3. Data center cooling system software that will include the ability to model energy efficiency, reliability, CO2 footprint, and cost simultaneously.
“We lack tools for energy, CO2, energy and cost modeling and some teams are focused on that,” said De Bock. “Any solutions devised within the program will have to prove they can achieve 99.2% uptime at a minimum.”
4. Support facilities for testing new technologies developed under the first two tracks.
ARPA-E continues to look for participants in its programs. It is also allowing participants to exceed the original parameters. Some are being encouraged to propose higher targets for cooling efficiency, temperatures, and densities and apply for more funding.
“All cooling methods have their place – including immersion, DtC, air cooling and others,” said De Bock. “The ideal outcome would be to arrive at modular units that can be manufactured in the millions to achieve the economies of scale of the automotive industry.”
Market Realities
Rakesh Radhakrishnan, Technology-to-Market Advisor at theU.S. Department of Energy (DOE), added perspective on the commercialization of COOLERCHIPS solutions.
“We increase funding for those that have the best commercialization potential,” he said. “This is done to take these projects to POC inside a data center.”
Thus, there is initial ARPA-E funding to foster research and innovation.

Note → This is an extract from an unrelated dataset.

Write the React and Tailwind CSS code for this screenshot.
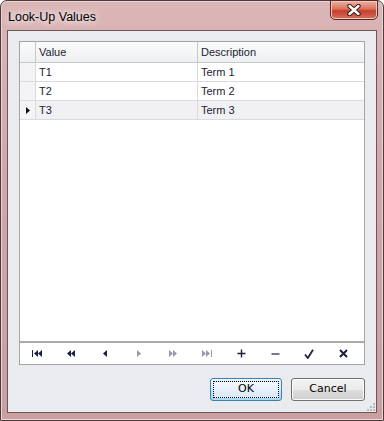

The best candidates receive a further cash injection for scale up and POC. The most viable technologies are handed over to the vendors and the investment community to take them to market.
With work ongoing on so many fronts simultaneously, coupled with the volume of innovation apparent within the vendor community, one or more winning cooling technologies is sure to emerge. The need is urgent.
Shen Wang, principal analyst at Omdia, noted that the die size of CPUs has increased 100X since the 1970s. Since 2000, processor size is up 7.6x and power consumption has risen by 4.6X.
“Innovation is needed for racks above 150 KW,” said Wang. “Will it be immersion, DtC or a combination of immersion and air cooling? Time will tell. But the areas of greatest need right now are to be able to cool precisely and efficiently.